樹脂を混ぜて粘性/弾性を高めた油絵具は、〈Love Song〉〈Love Pool〉などのシリーズで用いられてきたが、彼の代表的なシリーズ、〈United Colors〉においてその効果が最も高まったといえるだろう。この絵具で格子のひとつひとつを、色を違えて塗り、それぞれの四隅に、より厚みのあるドットを置く。すると、それらはあたかも封蝋のように緊密に画面全体を結びつける。その結合は、無論、全体の色彩配分、つまり、各層および上下層の色の関係性に多くを負うのだが、それを絵具の粘性が増幅させるのである。
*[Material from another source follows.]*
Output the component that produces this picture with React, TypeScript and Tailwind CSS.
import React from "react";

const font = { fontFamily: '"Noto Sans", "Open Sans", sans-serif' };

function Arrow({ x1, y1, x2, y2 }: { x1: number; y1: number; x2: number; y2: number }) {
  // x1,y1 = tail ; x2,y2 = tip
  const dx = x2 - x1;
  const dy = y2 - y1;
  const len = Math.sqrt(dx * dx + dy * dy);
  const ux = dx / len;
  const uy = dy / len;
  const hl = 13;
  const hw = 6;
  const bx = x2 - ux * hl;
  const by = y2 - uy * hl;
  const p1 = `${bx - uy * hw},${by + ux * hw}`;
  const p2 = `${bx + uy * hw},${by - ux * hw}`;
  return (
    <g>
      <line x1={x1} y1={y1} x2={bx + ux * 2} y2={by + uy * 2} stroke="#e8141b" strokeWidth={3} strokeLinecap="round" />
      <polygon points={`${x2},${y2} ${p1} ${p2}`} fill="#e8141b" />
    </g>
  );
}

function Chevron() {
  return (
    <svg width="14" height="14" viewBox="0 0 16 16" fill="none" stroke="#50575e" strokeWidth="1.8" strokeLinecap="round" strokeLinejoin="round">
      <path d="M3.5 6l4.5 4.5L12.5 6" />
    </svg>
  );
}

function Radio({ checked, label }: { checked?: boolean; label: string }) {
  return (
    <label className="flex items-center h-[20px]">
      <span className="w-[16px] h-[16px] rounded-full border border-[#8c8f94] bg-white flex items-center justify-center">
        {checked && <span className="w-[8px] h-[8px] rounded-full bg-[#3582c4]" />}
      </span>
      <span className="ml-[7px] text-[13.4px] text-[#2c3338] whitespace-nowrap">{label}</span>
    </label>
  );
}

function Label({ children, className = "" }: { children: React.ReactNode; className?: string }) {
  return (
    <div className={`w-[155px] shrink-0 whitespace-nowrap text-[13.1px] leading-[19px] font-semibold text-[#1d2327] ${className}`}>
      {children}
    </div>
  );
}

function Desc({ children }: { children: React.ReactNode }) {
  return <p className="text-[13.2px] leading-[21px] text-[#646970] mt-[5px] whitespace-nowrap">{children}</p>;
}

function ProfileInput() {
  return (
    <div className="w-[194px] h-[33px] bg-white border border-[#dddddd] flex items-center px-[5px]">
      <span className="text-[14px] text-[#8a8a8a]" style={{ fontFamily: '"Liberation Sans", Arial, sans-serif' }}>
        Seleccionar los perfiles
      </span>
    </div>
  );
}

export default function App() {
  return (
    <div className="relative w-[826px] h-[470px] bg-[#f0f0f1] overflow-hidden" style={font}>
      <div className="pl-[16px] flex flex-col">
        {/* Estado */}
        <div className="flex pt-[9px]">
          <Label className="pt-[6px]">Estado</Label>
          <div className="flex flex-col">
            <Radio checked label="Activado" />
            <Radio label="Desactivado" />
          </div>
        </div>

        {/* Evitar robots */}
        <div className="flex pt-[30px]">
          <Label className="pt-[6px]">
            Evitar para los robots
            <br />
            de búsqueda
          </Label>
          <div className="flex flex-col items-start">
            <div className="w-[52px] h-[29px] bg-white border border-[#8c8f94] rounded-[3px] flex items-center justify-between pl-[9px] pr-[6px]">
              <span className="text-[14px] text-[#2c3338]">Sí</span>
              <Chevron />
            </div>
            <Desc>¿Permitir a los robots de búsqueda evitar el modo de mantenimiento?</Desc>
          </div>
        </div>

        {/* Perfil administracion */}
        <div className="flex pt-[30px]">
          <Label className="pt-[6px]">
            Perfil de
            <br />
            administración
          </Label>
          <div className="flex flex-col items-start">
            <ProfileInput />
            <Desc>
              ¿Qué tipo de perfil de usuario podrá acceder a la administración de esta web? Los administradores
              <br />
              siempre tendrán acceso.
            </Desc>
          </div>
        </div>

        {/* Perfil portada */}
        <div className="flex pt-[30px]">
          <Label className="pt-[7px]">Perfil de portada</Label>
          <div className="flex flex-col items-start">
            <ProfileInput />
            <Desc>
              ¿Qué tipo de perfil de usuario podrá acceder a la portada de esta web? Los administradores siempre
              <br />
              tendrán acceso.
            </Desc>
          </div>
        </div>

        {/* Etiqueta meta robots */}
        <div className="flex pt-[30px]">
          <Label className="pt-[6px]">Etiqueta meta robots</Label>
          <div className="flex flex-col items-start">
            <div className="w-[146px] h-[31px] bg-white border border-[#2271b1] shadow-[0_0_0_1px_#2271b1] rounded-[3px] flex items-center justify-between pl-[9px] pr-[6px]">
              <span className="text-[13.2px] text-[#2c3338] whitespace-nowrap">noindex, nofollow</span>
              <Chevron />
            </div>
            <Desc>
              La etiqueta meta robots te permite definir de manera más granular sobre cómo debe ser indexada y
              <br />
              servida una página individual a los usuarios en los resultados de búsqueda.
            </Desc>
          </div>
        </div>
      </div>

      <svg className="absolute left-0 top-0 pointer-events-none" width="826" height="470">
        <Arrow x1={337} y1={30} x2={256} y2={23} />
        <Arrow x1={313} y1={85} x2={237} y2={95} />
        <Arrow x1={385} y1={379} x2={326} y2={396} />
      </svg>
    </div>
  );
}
対立や分離を起こす色の差異さえもこの質感は抑える。こうして、このシリーズはしばしばポップでカラフルな色が氾濫するにもかかわらず、画面はけっして混乱することなく、むしろ、色の豊かさを許容する懐の大きさを示す。色彩の力と質感の力を結びつけた賜物である。
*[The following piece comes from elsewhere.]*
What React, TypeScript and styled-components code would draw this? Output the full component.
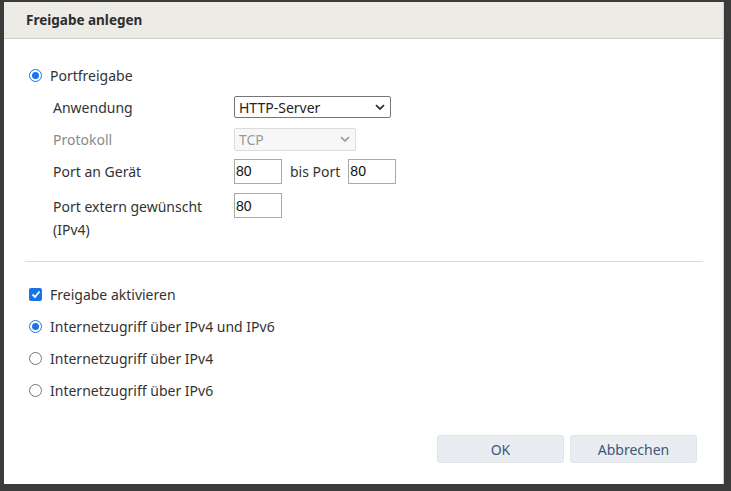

この結びつきの強さは、同シリーズを純粋な視覚性の呈示だけで終わらせない。つまり、絵をなんらかの社会やシステムの結合のアレゴリーとして読むことを促すのである。そこには十字架などの記号がもつ意味も、以前のシリーズ同様、利用されているが、それ以上に、各ドットを二色とし、二項の結合がその世界全体を統一させるかのような、色そのものを解釈に組み込む戦略に注目すべきだろう。
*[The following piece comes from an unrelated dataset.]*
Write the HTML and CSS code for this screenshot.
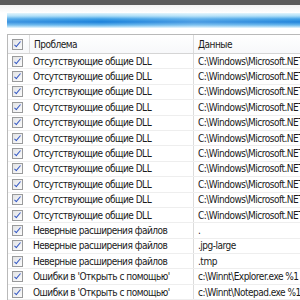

このように、櫻井は絵画の複数の要素を巧みに繋げ、構築することで、その意味を広げる。食をテーマにした最近の〈Delicious Colors〉シリーズでは、やはり、同じく彼独特の絵具を用いながら、一転、画面全体を平滑に仕上げる。そこに加えられたフォークやスプーンの型押し(実際の物であり、食の記号でもある)がところどころ絵具の層を削り、ドットの模様を崩す。結果、生存のためには食べ物を破壊しなければならないという食の本質が見事に表現されている。彼は確実に自身の視覚言語を増やし、多様な内容を語ろうとしているのだ。日本とヨーロッパを行き来する櫻井が今後なにを語っていくのか大いに楽しみである。